**Directive**
Check every line of the material below for "styles". Give the number of lines that have it, and only that.

**Given information**
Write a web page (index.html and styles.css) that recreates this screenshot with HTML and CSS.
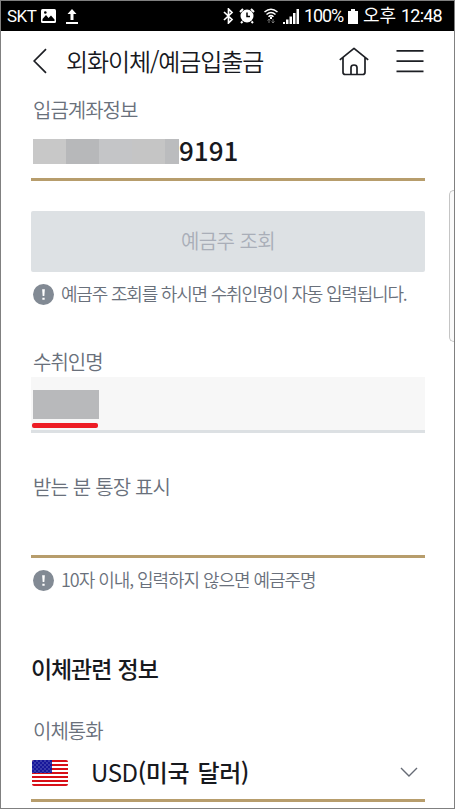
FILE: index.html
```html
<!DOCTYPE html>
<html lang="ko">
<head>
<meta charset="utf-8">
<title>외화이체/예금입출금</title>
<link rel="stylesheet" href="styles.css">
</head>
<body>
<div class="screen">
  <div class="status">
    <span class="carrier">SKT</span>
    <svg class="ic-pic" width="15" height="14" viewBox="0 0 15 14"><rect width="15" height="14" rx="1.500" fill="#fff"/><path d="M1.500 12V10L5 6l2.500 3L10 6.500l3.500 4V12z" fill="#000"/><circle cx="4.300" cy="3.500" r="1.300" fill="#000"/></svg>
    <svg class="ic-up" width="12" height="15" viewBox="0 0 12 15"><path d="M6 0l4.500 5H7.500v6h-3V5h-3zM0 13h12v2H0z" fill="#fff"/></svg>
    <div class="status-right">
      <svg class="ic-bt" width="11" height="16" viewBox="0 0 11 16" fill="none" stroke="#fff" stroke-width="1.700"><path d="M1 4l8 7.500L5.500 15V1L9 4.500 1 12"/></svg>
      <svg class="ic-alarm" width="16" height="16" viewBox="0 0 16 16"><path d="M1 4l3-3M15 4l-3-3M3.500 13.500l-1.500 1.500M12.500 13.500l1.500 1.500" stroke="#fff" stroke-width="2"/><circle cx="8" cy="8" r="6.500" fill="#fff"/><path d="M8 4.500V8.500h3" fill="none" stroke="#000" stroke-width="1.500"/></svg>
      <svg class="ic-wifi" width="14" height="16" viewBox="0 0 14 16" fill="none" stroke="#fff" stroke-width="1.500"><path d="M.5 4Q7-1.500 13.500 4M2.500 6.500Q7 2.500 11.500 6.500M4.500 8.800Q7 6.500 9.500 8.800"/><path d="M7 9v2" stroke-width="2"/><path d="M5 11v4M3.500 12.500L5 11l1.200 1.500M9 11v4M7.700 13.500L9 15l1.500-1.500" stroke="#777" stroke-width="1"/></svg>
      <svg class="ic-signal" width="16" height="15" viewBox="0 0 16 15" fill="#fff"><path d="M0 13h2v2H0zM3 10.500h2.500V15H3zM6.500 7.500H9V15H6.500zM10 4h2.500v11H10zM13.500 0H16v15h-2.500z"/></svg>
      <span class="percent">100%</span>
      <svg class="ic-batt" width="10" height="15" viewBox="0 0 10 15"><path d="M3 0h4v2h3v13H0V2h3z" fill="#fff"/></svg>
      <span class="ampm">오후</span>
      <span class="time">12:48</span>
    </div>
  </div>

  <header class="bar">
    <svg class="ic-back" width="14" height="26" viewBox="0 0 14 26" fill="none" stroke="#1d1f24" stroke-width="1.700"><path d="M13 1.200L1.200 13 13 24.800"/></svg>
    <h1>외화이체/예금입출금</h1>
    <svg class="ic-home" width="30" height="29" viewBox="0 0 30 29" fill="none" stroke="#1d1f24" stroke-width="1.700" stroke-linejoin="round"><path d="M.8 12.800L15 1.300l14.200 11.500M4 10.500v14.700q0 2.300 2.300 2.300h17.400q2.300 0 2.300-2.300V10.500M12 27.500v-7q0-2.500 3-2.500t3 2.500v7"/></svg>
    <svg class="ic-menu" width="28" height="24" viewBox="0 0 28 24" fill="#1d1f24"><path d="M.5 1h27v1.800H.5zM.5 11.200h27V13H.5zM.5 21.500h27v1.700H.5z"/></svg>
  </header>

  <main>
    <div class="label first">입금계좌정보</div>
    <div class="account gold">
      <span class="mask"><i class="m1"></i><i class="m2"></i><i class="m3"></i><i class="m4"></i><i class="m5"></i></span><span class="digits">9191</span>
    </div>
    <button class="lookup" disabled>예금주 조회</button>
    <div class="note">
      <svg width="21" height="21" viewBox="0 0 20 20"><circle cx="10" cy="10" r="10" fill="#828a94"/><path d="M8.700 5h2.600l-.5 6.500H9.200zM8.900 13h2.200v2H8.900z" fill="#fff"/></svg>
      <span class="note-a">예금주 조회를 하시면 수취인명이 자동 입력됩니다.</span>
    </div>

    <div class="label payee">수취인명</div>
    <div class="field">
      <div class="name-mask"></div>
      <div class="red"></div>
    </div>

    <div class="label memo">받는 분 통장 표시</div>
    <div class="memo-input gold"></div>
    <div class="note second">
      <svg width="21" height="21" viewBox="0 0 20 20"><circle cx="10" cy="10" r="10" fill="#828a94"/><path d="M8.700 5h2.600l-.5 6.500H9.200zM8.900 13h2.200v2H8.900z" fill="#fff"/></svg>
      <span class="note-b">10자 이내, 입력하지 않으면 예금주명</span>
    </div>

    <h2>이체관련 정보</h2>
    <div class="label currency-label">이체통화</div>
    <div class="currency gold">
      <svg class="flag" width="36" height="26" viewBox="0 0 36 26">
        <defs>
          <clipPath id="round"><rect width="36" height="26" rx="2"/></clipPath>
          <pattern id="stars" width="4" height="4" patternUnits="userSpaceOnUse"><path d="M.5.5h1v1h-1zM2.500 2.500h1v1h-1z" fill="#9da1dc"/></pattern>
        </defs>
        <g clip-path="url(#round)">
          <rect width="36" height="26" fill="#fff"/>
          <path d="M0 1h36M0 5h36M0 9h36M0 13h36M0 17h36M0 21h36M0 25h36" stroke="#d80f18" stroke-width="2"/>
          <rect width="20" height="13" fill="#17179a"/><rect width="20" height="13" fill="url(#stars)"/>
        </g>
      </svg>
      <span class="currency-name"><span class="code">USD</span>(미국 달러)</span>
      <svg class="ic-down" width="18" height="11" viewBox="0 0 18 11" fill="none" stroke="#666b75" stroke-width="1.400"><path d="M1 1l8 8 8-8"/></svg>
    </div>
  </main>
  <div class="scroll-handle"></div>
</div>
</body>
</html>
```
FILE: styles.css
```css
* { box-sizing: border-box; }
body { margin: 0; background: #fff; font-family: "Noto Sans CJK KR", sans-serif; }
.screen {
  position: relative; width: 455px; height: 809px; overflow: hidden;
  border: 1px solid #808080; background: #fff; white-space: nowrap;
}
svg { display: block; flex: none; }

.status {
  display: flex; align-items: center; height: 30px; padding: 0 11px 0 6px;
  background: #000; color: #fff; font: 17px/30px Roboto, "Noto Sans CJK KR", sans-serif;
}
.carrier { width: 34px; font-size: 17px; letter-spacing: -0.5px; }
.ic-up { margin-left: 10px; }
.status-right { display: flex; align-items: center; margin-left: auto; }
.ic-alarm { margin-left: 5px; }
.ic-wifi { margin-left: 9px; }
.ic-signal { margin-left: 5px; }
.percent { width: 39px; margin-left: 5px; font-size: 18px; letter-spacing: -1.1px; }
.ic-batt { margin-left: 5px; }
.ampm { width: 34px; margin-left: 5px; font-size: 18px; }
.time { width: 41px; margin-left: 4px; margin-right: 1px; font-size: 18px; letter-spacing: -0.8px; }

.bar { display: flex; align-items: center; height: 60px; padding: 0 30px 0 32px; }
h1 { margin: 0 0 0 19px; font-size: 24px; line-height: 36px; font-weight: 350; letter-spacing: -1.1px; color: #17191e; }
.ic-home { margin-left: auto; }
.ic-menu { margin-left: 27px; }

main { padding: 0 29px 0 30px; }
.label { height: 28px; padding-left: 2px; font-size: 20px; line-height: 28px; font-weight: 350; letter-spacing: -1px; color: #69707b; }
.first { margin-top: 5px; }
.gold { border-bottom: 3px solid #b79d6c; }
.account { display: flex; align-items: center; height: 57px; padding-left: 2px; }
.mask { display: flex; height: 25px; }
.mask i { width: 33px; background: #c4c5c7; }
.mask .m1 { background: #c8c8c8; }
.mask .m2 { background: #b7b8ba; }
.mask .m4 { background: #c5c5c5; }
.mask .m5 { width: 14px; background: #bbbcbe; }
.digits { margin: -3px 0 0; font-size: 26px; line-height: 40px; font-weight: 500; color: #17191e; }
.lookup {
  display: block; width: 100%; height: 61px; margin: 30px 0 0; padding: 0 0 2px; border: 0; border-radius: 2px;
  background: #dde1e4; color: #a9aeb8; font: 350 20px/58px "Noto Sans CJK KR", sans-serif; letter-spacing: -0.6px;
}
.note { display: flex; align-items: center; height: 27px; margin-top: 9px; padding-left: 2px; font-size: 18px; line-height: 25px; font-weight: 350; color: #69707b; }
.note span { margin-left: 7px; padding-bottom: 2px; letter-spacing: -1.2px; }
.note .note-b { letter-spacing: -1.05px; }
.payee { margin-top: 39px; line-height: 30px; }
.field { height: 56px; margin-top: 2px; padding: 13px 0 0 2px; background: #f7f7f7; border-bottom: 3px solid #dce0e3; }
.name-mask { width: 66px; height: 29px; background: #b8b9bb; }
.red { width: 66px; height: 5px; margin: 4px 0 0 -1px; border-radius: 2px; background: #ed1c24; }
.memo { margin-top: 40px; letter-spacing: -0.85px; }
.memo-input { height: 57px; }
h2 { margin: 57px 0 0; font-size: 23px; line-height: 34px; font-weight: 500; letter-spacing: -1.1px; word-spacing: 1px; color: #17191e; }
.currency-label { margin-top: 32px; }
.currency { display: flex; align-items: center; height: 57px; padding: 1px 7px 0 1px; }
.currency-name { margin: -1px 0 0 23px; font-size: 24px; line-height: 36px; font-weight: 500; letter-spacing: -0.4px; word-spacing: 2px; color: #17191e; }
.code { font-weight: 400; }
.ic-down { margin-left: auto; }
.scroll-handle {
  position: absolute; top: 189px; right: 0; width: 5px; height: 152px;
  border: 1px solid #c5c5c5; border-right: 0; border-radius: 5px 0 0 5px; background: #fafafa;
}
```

**Solution**
3